How does one describe brilliance?
The set is a worn boat dock, reminiscent of WWII, and the runway is elevated and rusted metal. The space is late to fill, as everyone rushes from across town through the light rain. Then, all at once, the tent is packed to the gills, with an amazing Paris-only crowd. A guy in a leather-daddy village people outfit on one side, Kate Moss on the other. The press photographers fight and climb over each other to get pictures of Kate, and 2 security guards are stationed, holding hands, directly in front of Anna Wintour and Grace Coddington, shielding them from the hord.
The mass of runway photographers form a hornets nest, each with just enough room for their lens to poke out, some on ladders, others crouched to the ground. They fill the designated space to critical mass. A number of the photographers start yelling every time someone in the front row of seats crosses their legs, or leans forward - any movement blocks their view.

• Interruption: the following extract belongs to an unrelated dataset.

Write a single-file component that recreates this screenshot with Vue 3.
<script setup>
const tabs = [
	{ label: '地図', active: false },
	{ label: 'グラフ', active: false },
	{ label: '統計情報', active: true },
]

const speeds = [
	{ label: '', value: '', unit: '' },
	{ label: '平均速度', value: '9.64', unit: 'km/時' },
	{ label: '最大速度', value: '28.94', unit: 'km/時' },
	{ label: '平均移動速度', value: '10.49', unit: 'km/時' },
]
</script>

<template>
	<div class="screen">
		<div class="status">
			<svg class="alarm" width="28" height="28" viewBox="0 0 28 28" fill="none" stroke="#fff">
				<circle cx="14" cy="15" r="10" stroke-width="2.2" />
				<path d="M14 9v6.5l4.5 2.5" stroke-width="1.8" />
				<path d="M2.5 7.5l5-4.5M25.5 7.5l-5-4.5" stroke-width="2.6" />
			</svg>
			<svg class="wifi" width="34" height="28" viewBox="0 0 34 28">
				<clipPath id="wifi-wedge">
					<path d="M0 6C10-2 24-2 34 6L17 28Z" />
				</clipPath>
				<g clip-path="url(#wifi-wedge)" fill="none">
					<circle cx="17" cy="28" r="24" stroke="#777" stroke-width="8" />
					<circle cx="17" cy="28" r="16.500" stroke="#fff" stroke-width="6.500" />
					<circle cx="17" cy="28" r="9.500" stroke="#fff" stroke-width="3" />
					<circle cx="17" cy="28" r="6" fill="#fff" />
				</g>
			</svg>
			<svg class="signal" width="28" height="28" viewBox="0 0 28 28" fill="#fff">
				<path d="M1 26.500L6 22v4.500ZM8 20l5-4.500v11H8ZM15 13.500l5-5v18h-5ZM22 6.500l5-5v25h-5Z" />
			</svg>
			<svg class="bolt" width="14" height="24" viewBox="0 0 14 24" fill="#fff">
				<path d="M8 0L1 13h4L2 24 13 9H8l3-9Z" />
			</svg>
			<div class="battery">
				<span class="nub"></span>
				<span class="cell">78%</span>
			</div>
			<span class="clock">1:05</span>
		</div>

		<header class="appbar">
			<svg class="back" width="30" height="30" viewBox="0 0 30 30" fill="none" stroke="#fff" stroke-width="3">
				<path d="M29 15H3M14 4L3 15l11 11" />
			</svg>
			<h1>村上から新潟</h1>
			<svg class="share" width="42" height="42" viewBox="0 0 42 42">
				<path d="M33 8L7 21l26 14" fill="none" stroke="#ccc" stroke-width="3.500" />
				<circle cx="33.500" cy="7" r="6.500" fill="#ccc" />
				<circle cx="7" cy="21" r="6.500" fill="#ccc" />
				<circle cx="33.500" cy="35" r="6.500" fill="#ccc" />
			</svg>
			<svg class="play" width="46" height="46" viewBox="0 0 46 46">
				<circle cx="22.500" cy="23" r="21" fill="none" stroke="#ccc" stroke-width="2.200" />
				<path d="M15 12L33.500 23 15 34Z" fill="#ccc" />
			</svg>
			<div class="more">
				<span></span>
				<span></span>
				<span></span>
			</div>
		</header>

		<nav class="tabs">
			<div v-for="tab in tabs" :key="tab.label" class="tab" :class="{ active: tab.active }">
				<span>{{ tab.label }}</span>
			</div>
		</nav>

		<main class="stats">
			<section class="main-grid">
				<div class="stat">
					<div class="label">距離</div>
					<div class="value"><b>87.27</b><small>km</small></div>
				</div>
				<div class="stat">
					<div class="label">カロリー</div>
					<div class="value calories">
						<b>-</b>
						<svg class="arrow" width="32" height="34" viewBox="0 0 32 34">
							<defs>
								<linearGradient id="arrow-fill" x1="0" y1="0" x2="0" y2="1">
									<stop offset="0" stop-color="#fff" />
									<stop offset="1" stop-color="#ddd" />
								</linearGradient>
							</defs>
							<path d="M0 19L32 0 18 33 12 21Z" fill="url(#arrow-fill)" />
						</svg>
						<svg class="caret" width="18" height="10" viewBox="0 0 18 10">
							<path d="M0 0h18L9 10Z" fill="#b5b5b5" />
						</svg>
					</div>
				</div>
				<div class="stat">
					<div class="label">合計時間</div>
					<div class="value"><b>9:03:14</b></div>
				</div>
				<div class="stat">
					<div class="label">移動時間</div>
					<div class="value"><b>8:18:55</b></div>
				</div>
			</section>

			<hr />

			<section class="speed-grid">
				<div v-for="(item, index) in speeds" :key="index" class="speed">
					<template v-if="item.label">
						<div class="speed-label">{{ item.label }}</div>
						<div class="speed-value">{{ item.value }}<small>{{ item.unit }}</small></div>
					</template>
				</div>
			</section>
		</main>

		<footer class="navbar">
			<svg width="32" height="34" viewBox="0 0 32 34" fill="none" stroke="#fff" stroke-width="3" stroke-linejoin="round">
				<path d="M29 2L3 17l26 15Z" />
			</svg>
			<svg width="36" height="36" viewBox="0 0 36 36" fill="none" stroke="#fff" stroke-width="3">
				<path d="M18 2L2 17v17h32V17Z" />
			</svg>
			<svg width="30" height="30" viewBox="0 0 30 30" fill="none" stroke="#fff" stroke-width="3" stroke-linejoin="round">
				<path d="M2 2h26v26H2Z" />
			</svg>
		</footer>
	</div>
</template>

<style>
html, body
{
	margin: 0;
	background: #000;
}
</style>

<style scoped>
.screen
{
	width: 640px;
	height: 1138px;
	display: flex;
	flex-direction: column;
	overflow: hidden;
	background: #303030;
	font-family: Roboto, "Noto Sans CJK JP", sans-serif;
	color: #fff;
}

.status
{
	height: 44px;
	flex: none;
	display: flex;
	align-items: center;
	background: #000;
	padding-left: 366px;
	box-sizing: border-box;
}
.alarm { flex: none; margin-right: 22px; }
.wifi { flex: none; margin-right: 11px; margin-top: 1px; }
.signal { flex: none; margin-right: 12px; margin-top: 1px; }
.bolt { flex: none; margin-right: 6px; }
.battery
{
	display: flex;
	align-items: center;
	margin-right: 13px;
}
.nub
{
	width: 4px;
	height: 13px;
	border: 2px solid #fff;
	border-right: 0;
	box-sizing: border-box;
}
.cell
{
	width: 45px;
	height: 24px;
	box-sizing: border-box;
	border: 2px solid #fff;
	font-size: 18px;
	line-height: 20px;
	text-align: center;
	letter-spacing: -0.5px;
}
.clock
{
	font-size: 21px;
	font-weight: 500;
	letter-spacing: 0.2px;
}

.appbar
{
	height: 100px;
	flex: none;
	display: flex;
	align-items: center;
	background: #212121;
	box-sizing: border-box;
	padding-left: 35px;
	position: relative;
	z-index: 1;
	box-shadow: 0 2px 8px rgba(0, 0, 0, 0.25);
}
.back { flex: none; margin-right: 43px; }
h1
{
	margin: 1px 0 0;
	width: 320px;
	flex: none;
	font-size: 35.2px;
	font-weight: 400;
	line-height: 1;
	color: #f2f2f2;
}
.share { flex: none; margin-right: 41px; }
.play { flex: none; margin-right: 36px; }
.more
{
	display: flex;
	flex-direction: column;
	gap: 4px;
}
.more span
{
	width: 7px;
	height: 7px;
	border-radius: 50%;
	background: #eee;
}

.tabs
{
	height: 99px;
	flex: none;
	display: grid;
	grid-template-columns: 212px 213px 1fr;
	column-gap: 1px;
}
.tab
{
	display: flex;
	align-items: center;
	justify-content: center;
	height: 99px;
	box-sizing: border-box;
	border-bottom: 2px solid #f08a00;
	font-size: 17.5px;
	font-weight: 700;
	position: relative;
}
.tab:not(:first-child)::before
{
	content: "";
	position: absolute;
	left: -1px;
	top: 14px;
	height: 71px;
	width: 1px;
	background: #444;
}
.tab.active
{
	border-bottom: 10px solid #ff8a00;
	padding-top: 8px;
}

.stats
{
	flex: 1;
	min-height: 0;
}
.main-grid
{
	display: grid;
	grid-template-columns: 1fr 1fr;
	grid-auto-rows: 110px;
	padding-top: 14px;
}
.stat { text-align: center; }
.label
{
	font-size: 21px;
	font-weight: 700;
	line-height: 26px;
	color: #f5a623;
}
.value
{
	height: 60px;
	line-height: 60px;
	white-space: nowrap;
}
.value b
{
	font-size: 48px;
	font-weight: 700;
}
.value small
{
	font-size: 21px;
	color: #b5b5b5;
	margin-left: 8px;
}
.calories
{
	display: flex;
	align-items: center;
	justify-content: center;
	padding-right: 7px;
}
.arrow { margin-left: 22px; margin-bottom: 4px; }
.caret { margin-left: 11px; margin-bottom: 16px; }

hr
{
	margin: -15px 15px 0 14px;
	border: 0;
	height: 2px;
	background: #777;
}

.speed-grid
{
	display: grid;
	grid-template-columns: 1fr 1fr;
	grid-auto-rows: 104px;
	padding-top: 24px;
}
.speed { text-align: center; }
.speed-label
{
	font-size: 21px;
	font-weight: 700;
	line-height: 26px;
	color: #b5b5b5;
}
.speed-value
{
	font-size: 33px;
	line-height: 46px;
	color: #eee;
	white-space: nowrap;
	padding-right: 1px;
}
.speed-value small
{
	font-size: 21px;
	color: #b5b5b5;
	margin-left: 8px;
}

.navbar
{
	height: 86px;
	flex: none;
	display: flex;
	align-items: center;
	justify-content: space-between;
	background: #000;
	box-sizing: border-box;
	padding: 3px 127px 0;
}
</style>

The lights go dark, and all that is lit is the nautical set in the far recess of the runway. The old wooden posts are lit with a dim blue, and the sound of the ocean booms through the speakers as liquid nitrogen is released, instantly turning into a rolling smoke that looks more like crashing waves of water. Fans coax the water along the runway, and between the front row of legs. It's beautiful.
Then the music starts and the show begins.
It's spectacular to me to see so much creativity crammed into one 10 minute presentation. From the clothes, the way the girls walk, the hair and makeup, the lighting, the set, and of course the music. A custom mix booms through the tent, and completes the teleportation effect of the show - I feel like I'm on a different planet. David Bowie's voice is surgically attached to a beat that moves through your body and every piece of this incredible puzzle is so carefully crafted and controlled.
The clothes are too perfect, and too numerous to even touch on. The many girls complete their walk, do the finale, then return backstage as the runway goes dark.
Being a Dior show, so everyone knows there is one last critical piece of the puzzle - John Galliano.
The docks are once again lit, the sound of the ocean echos, and the waves of smoke come to life again, as the music comes back with force. A single silhouette appears on the runway, with the cherry glow of a cigarette. The lights turn on and it's John, taking control of the runway, walking with more attitude and charisma than all of the models put together. He's in full vintage sailor regalia, and his braided pigtails stem from his vintage hat. He walks, stops, hits two poses to an explosion of applause and cheers, then retreats back up the runway to the backstage.
10 minutes of creative concentrate. Beyond inspiring.
And that's Dior - today John returns with his namesake line, Galliano. I'm excited already.